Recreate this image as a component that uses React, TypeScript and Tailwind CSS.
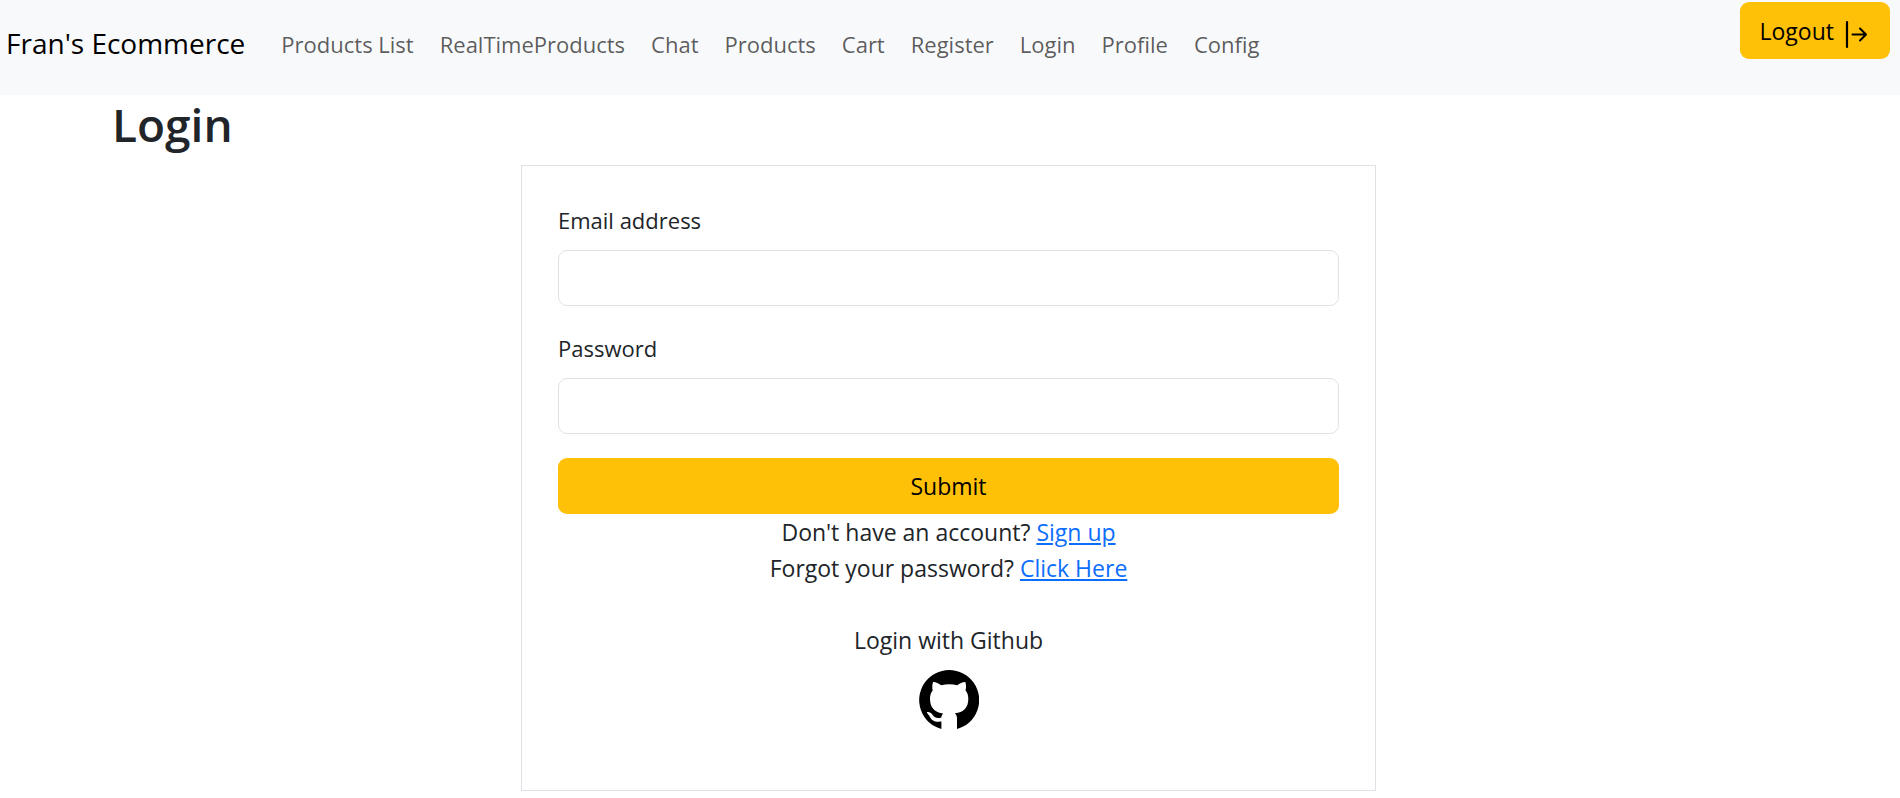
import React from "react";

const links = [
  "Products List",
  "RealTimeProducts",
  "Chat",
  "Products",
  "Cart",
  "Register",
  "Login",
  "Profile",
  "Config",
];

function LogoutIcon() {
  return (
    <svg viewBox="0 0 28 36" className="h-9 w-7" fill="none" stroke="currentColor" aria-hidden="true">
      <path d="M5 9V34" strokeWidth="2.2" strokeLinecap="round" />
      <path d="M10.5 21.5H23.5M18 15.5L24 21.5L18 27.5" strokeWidth="2" strokeLinecap="round" strokeLinejoin="round" />
    </svg>
  );
}

function GithubMark() {
  return (
    <svg viewBox="0 0 16 16" className="size-15" fill="#000" aria-hidden="true">
      <path d="M5.97 15.74A8 8 0 1 1 10.13 15.74V13C10.13 12.4 9.95 11.9 9.55 11.55C11.9 11.3 13.15 10.1 13.15 7.6C13.15 6.8 12.95 6.1 12.4 5.45C12.6 4.7 12.6 3.9 12.35 3.2C11.7 3.15 10.9 3.5 10.2 4.05C8.8 3.75 7.3 3.75 5.9 4.05C5.2 3.5 4.4 3.15 3.75 3.2C3.5 3.9 3.5 4.7 3.65 5.45C3.15 6.1 2.93 6.8 2.93 7.6C2.93 10.1 4.2 11.3 6.45 11.6C6.2 11.9 6 12.2 5.97 12.65C5 12.95 4.2 12.85 3.6 11.95C3.2 11.3 2.7 11.1 2.15 11.2C2 11.4 2.3 11.55 2.7 12.1C3.2 12.9 3.5 14 5.97 13.75Z" />
    </svg>
  );
}

function Field({ id, label, type }: { id: string; label: string; type: string }) {
  return (
    <div className="mb-6">
      <label htmlFor={id} className="mb-3 block">
        {label}
      </label>
      <input
        id={id}
        type={type}
        className="block h-14 w-full rounded-[9px] border border-[#dee2e6] bg-white px-4"
      />
    </div>
  );
}

export default function App() {
  return (
    <div className="bg-white font-['Open_Sans','Noto_Sans',sans-serif] text-[22px] leading-9 text-[#212529]">
      <nav className="flex items-start bg-[#f8f9fa] pr-[10px] pb-[29px] pl-[6px]">
        <a href="#" className="mt-[21px] mr-6 text-[28px] leading-[45px] whitespace-nowrap text-black">
          Fran's Ecommerce
        </a>
        <ul className="mt-[26px] flex grow gap-[26px] pl-3">
          {links.map((name) => (
            <li key={name}>
              <a href="#" className="whitespace-nowrap text-black/65">
                {name}
              </a>
            </li>
          ))}
        </ul>
        <button
          type="button"
          className="mt-[2px] flex h-[57px] items-center gap-2 rounded-[9px] bg-[#ffc107] px-5 text-[23px] text-black"
        >
          Logout
          <LogoutIcon />
        </button>
      </nav>

      <main className="pr-[115px] pl-[112px]">
        <h1 className="mb-3 text-[46px] leading-[58px] font-semibold">Login</h1>
        <section className="mx-auto w-full max-w-[855px] border border-[#dee2e6] px-9 pt-9 pb-[60px]">
          <form onSubmit={(e) => e.preventDefault()}>
            <Field id="email" label="Email address" type="email" />
            <Field id="password" label="Password" type="password" />
            <button type="submit" className="block h-14 w-full rounded-[9px] bg-[#ffc107] text-[23px] text-black">
              Submit
            </button>
          </form>
          <div className="text-center text-[23px]">
            <p>
              Don't have an account?{" "}
              <a href="#" className="text-[#0d6efd] underline">
                Sign up
              </a>
            </p>
            <p>
              Forgot your password?{" "}
              <a href="#" className="text-[#0d6efd] underline">
                Click Here
              </a>
            </p>
            <p className="mt-9 mb-3">Login with Github</p>
            <a href="#" aria-label="Login with Github" className="mx-auto block w-15">
              <GithubMark />
            </a>
          </div>
        </section>
      </main>
    </div>
  );
}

--------------------

## What is being asked
Give every line above again exactly, with no pictures.

## Exercise output
Recreate this image as a component that uses React, TypeScript and Tailwind CSS.
import React from "react";

const links = [
  "Products List",
  "RealTimeProducts",
  "Chat",
  "Products",
  "Cart",
  "Register",
  "Login",
  "Profile",
  "Config",
];

function LogoutIcon() {
  return (
    <svg viewBox="0 0 28 36" className="h-9 w-7" fill="none" stroke="currentColor" aria-hidden="true">
      <path d="M5 9V34" strokeWidth="2.2" strokeLinecap="round" />
      <path d="M10.5 21.5H23.5M18 15.5L24 21.5L18 27.5" strokeWidth="2" strokeLinecap="round" strokeLinejoin="round" />
    </svg>
  );
}

function GithubMark() {
  return (
    <svg viewBox="0 0 16 16" className="size-15" fill="#000" aria-hidden="true">
      <path d="M5.97 15.74A8 8 0 1 1 10.13 15.74V13C10.13 12.4 9.95 11.9 9.55 11.55C11.9 11.3 13.15 10.1 13.15 7.6C13.15 6.8 12.95 6.1 12.4 5.45C12.6 4.7 12.6 3.9 12.35 3.2C11.7 3.15 10.9 3.5 10.2 4.05C8.8 3.75 7.3 3.75 5.9 4.05C5.2 3.5 4.4 3.15 3.75 3.2C3.5 3.9 3.5 4.7 3.65 5.45C3.15 6.1 2.93 6.8 2.93 7.6C2.93 10.1 4.2 11.3 6.45 11.6C6.2 11.9 6 12.2 5.97 12.65C5 12.95 4.2 12.85 3.6 11.95C3.2 11.3 2.7 11.1 2.15 11.2C2 11.4 2.3 11.55 2.7 12.1C3.2 12.9 3.5 14 5.97 13.75Z" />
    </svg>
  );
}

function Field({ id, label, type }: { id: string; label: string; type: string }) {
  return (
    <div className="mb-6">
      <label htmlFor={id} className="mb-3 block">
        {label}
      </label>
      <input
        id={id}
        type={type}
        className="block h-14 w-full rounded-[9px] border border-[#dee2e6] bg-white px-4"
      />
    </div>
  );
}

export default function App() {
  return (
    <div className="bg-white font-['Open_Sans','Noto_Sans',sans-serif] text-[22px] leading-9 text-[#212529]">
      <nav className="flex items-start bg-[#f8f9fa] pr-[10px] pb-[29px] pl-[6px]">
        <a href="#" className="mt-[21px] mr-6 text-[28px] leading-[45px] whitespace-nowrap text-black">
          Fran's Ecommerce
        </a>
        <ul className="mt-[26px] flex grow gap-[26px] pl-3">
          {links.map((name) => (
            <li key={name}>
              <a href="#" className="whitespace-nowrap text-black/65">
                {name}
              </a>
            </li>
          ))}
        </ul>
        <button
          type="button"
          className="mt-[2px] flex h-[57px] items-center gap-2 rounded-[9px] bg-[#ffc107] px-5 text-[23px] text-black"
        >
          Logout
          <LogoutIcon />
        </button>
      </nav>

      <main className="pr-[115px] pl-[112px]">
        <h1 className="mb-3 text-[46px] leading-[58px] font-semibold">Login</h1>
        <section className="mx-auto w-full max-w-[855px] border border-[#dee2e6] px-9 pt-9 pb-[60px]">
          <form onSubmit={(e) => e.preventDefault()}>
            <Field id="email" label="Email address" type="email" />
            <Field id="password" label="Password" type="password" />
            <button type="submit" className="block h-14 w-full rounded-[9px] bg-[#ffc107] text-[23px] text-black">
              Submit
            </button>
          </form>
          <div className="text-center text-[23px]">
            <p>
              Don't have an account?{" "}
              <a href="#" className="text-[#0d6efd] underline">
                Sign up
              </a>
            </p>
            <p>
              Forgot your password?{" "}
              <a href="#" className="text-[#0d6efd] underline">
                Click Here
              </a>
            </p>
            <p className="mt-9 mb-3">Login with Github</p>
            <a href="#" aria-label="Login with Github" className="mx-auto block w-15">
              <GithubMark />
            </a>
          </div>
        </section>
      </main>
    </div>
  );
}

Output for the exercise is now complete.